Word for word, copy all the data and drop the pictures.
=== Information provided ===
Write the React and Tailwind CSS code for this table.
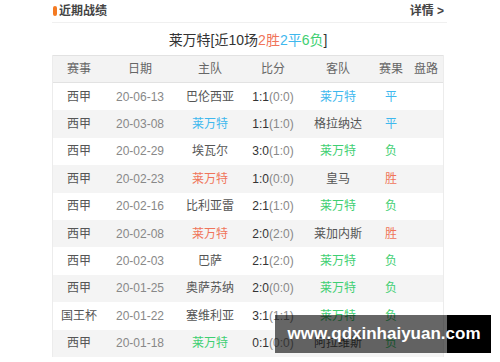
import React from "react";

const BLUE = "text-[#3fb8ee]";
const RED = "text-[#f0745a]";
const GREEN = "text-[#3fcf72]";

const rows = [
  { lg: "西甲", d: "20-06-13", h: "巴伦西亚", hc: "", s: "1:1", hs: "(0:0)", a: "莱万特", ac: BLUE, r: "平", rc: BLUE },
  { lg: "西甲", d: "20-03-08", h: "莱万特", hc: BLUE, s: "1:1", hs: "(1:0)", a: "格拉纳达", ac: "", r: "平", rc: BLUE },
  { lg: "西甲", d: "20-02-29", h: "埃瓦尔", hc: "", s: "3:0", hs: "(1:0)", a: "莱万特", ac: GREEN, r: "负", rc: GREEN },
  { lg: "西甲", d: "20-02-23", h: "莱万特", hc: RED, s: "1:0", hs: "(0:0)", a: "皇马", ac: "", r: "胜", rc: RED },
  { lg: "西甲", d: "20-02-16", h: "比利亚雷", hc: "", s: "2:1", hs: "(1:0)", a: "莱万特", ac: GREEN, r: "负", rc: GREEN },
  { lg: "西甲", d: "20-02-08", h: "莱万特", hc: RED, s: "2:0", hs: "(2:0)", a: "莱加内斯", ac: "", r: "胜", rc: RED },
  { lg: "西甲", d: "20-02-03", h: "巴萨", hc: "", s: "2:1", hs: "(2:0)", a: "莱万特", ac: GREEN, r: "负", rc: GREEN },
  { lg: "西甲", d: "20-01-25", h: "奥萨苏纳", hc: "", s: "2:0", hs: "(0:0)", a: "莱万特", ac: GREEN, r: "负", rc: GREEN },
  { lg: "国王杯", d: "20-01-22", h: "塞维利亚", hc: "", s: "3:1", hs: "(1:1)", a: "莱万特", ac: GREEN, r: "负", rc: GREEN },
  { lg: "西甲", d: "20-01-18", h: "莱万特", hc: GREEN, s: "0:1", hs: "(0:0)", a: "阿拉维斯", ac: "", r: "负", rc: GREEN },
];

const cols = "grid grid-cols-[52px_70px_70px_56px_74px_32px_38px] items-center text-center";

export default function App() {
  return (
    <div
      className="relative w-[500px] h-[362px] bg-white overflow-hidden"
      style={{ fontFamily: '"Liberation Sans", "Noto Sans CJK SC", sans-serif' }}
    >
      <div className="ml-[52px] w-[395px]">
        <div className="flex items-center justify-between h-[23px] border-b border-[#f0f0f0] pb-[1px]">
          <div className="flex items-center gap-[2px]">
            <span className="w-[4px] h-[10px] rounded-[2px] bg-[#f47a22] ml-[1px]" />
            <span className="text-[12px] font-bold text-[#444]">近期战绩</span>
          </div>
          <span className="text-[12px] font-bold text-[#444] mr-[3px]">详情 &gt;</span>
        </div>
        <div className="h-[32px] flex items-center justify-center text-[14px] text-[#333] pt-[3px] pr-[3px]">
          <span>莱万特[近10场</span>
          <span className="text-[#f0745a]">2胜</span>
          <span className="text-[#3fb8ee]">2平</span>
          <span className="text-[#3fcf72]">6负</span>
          <span>]</span>
        </div>
        <div className="w-[392px] border-x border-[#ececec]">
          <div className={`${cols} h-[28px] bg-[#f3f3f3] border-t border-b border-[#e2e2e2] text-[12px] text-[#666]`}>
            <span>赛事</span>
            <span>日期</span>
            <span>主队</span>
            <span>比分</span>
            <span>客队</span>
            <span>赛果</span>
            <span>盘路</span>
          </div>
          {rows.map((r, i) => (
            <div
              key={i}
              className={`${cols} h-[27.4px] text-[12px] ${i % 2 === 1 ? "bg-[#f4f4f4]" : "bg-white"}`}
            >
              <span className="text-[#555]">{r.lg}</span>
              <span className="text-[#888]">{r.d}</span>
              <span className={r.hc || "text-[#555]"}>{r.h}</span>
              <span className="text-[#333]">
                {r.s}
                <span className="text-[#888]">{r.hs}</span>
              </span>
              <span className={r.ac || "text-[#555]"}>{r.a}</span>
              <span className={r.rc}>{r.r}</span>
              <span />
            </div>
          ))}
        </div>
      </div>
      <div className="absolute left-[275px] top-[315px] w-[216px] h-[38px] flex">
        <div className="w-[172px] h-full bg-[rgba(0,0,0,0.6)]" />
        <div className="w-[44px] h-full bg-black" />
        <span className="absolute inset-0 flex items-center justify-center text-white font-bold text-[17px] pl-[2px]">
          www.qdxinhaiyuan.com
        </span>
      </div>
    </div>
  );
}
===
■ **Correct result**
Write the React and Tailwind CSS code for this table.
import React from "react";

const BLUE = "text-[#3fb8ee]";
const RED = "text-[#f0745a]";
const GREEN = "text-[#3fcf72]";

const rows = [
  { lg: "西甲", d: "20-06-13", h: "巴伦西亚", hc: "", s: "1:1", hs: "(0:0)", a: "莱万特", ac: BLUE, r: "平", rc: BLUE },
  { lg: "西甲", d: "20-03-08", h: "莱万特", hc: BLUE, s: "1:1", hs: "(1:0)", a: "格拉纳达", ac: "", r: "平", rc: BLUE },
  { lg: "西甲", d: "20-02-29", h: "埃瓦尔", hc: "", s: "3:0", hs: "(1:0)", a: "莱万特", ac: GREEN, r: "负", rc: GREEN },
  { lg: "西甲", d: "20-02-23", h: "莱万特", hc: RED, s: "1:0", hs: "(0:0)", a: "皇马", ac: "", r: "胜", rc: RED },
  { lg: "西甲", d: "20-02-16", h: "比利亚雷", hc: "", s: "2:1", hs: "(1:0)", a: "莱万特", ac: GREEN, r: "负", rc: GREEN },
  { lg: "西甲", d: "20-02-08", h: "莱万特", hc: RED, s: "2:0", hs: "(2:0)", a: "莱加内斯", ac: "", r: "胜", rc: RED },
  { lg: "西甲", d: "20-02-03", h: "巴萨", hc: "", s: "2:1", hs: "(2:0)", a: "莱万特", ac: GREEN, r: "负", rc: GREEN },
  { lg: "西甲", d: "20-01-25", h: "奥萨苏纳", hc: "", s: "2:0", hs: "(0:0)", a: "莱万特", ac: GREEN, r: "负", rc: GREEN },
  { lg: "国王杯", d: "20-01-22", h: "塞维利亚", hc: "", s: "3:1", hs: "(1:1)", a: "莱万特", ac: GREEN, r: "负", rc: GREEN },
  { lg: "西甲", d: "20-01-18", h: "莱万特", hc: GREEN, s: "0:1", hs: "(0:0)", a: "阿拉维斯", ac: "", r: "负", rc: GREEN },
];

const cols = "grid grid-cols-[52px_70px_70px_56px_74px_32px_38px] items-center text-center";

export default function App() {
  return (
    <div
      className="relative w-[500px] h-[362px] bg-white overflow-hidden"
      style={{ fontFamily: '"Liberation Sans", "Noto Sans CJK SC", sans-serif' }}
    >
      <div className="ml-[52px] w-[395px]">
        <div className="flex items-center justify-between h-[23px] border-b border-[#f0f0f0] pb-[1px]">
          <div className="flex items-center gap-[2px]">
            <span className="w-[4px] h-[10px] rounded-[2px] bg-[#f47a22] ml-[1px]" />
            <span className="text-[12px] font-bold text-[#444]">近期战绩</span>
          </div>
          <span className="text-[12px] font-bold text-[#444] mr-[3px]">详情 &gt;</span>
        </div>
        <div className="h-[32px] flex items-center justify-center text-[14px] text-[#333] pt-[3px] pr-[3px]">
          <span>莱万特[近10场</span>
          <span className="text-[#f0745a]">2胜</span>
          <span className="text-[#3fb8ee]">2平</span>
          <span className="text-[#3fcf72]">6负</span>
          <span>]</span>
        </div>
        <div className="w-[392px] border-x border-[#ececec]">
          <div className={`${cols} h-[28px] bg-[#f3f3f3] border-t border-b border-[#e2e2e2] text-[12px] text-[#666]`}>
            <span>赛事</span>
            <span>日期</span>
            <span>主队</span>
            <span>比分</span>
            <span>客队</span>
            <span>赛果</span>
            <span>盘路</span>
          </div>
          {rows.map((r, i) => (
            <div
              key={i}
              className={`${cols} h-[27.4px] text-[12px] ${i % 2 === 1 ? "bg-[#f4f4f4]" : "bg-white"}`}
            >
              <span className="text-[#555]">{r.lg}</span>
              <span className="text-[#888]">{r.d}</span>
              <span className={r.hc || "text-[#555]"}>{r.h}</span>
              <span className="text-[#333]">
                {r.s}
                <span className="text-[#888]">{r.hs}</span>
              </span>
              <span className={r.ac || "text-[#555]"}>{r.a}</span>
              <span className={r.rc}>{r.r}</span>
              <span />
            </div>
          ))}
        </div>
      </div>
      <div className="absolute left-[275px] top-[315px] w-[216px] h-[38px] flex">
        <div className="w-[172px] h-full bg-[rgba(0,0,0,0.6)]" />
        <div className="w-[44px] h-full bg-black" />
        <span className="absolute inset-0 flex items-center justify-center text-white font-bold text-[17px] pl-[2px]">
          www.qdxinhaiyuan.com
        </span>
      </div>
    </div>
  );
}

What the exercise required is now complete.